001860:ダライ・ラマ 自伝

投稿日:

ダライ・ラマ自伝 (文春文庫)
ダライラマ
文藝春秋
売り上げランキング: 78,968

日曜日の朝、2人組のおばさんが玄関のチャイムを鳴らす。
何だろうと思って出ると、たいてい宗教のパンフレットを片手に満面に笑みを浮かべ、その精神的効用などを説きつけてくる。
うるさいので私は「おととい来やがれバカ野郎」というようなことを婉曲に伝え、おひきとり願うことにしている。
宗教って何だろうと思ってしまうのはこんな時である。

基本的に私は仏教に付随するいイメージは好もしく感じる。
まるで唄うように流れる読教。
お香のにおい。
静かでひきしまるような空気のお堂など。
時間が止まっているかのように感じられて、そこにずっといたいような気になってしまうのだ。

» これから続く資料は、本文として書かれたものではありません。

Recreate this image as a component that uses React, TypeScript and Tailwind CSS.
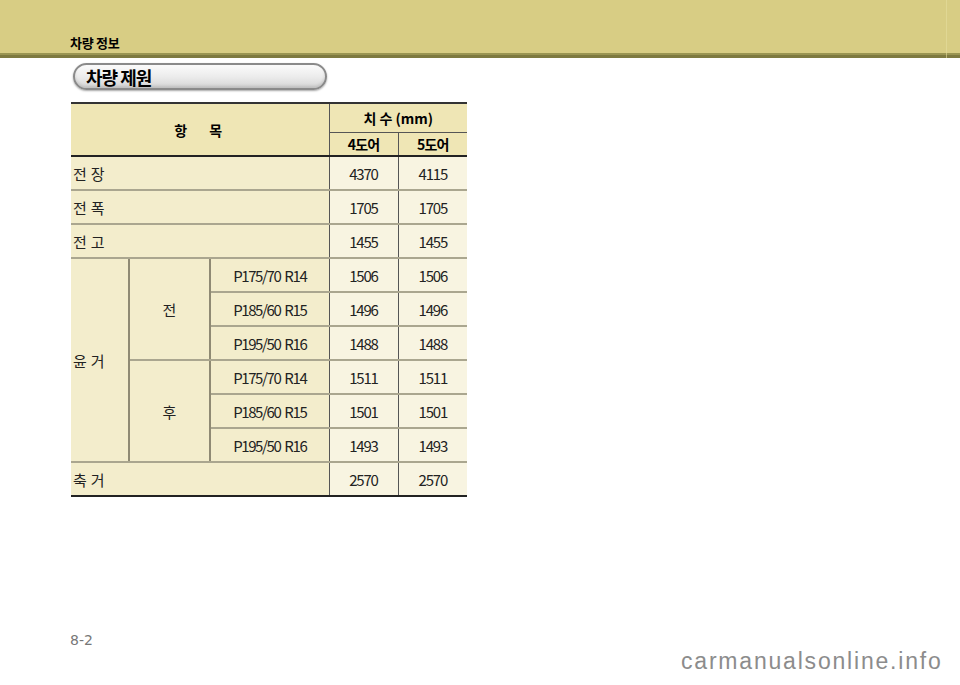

チベット(現中国の一部)には、ダライ・ラマという人がいると聞いたのはいつだっただろう。
ダライ・ラマは死ぬと転生し新生ダライ・ラマ(多くは幼児だ)が将来の精神的指導者となるべく教育されはじめる。
この本は、現ダライ・ラマの自伝である。
チベットが中国の侵略をうけ、ダライ・ラマ本人はインドに亡命。
自伝の中には戦争の描写も数多く出てくる。

輪廻とか転生とかの考え方は、私は勉強不足でよくわからないのだが、ダライ・ラマはこの本の中で「ダライ・ラマとは私の職業の名称である。」と言っている。
この考え方なら私にもわかる。
とにかくチベットの歴史、宗教観、チベット密教、そしてダライ・ラマその人に興味がある人には、とてもひきつけられる内容です。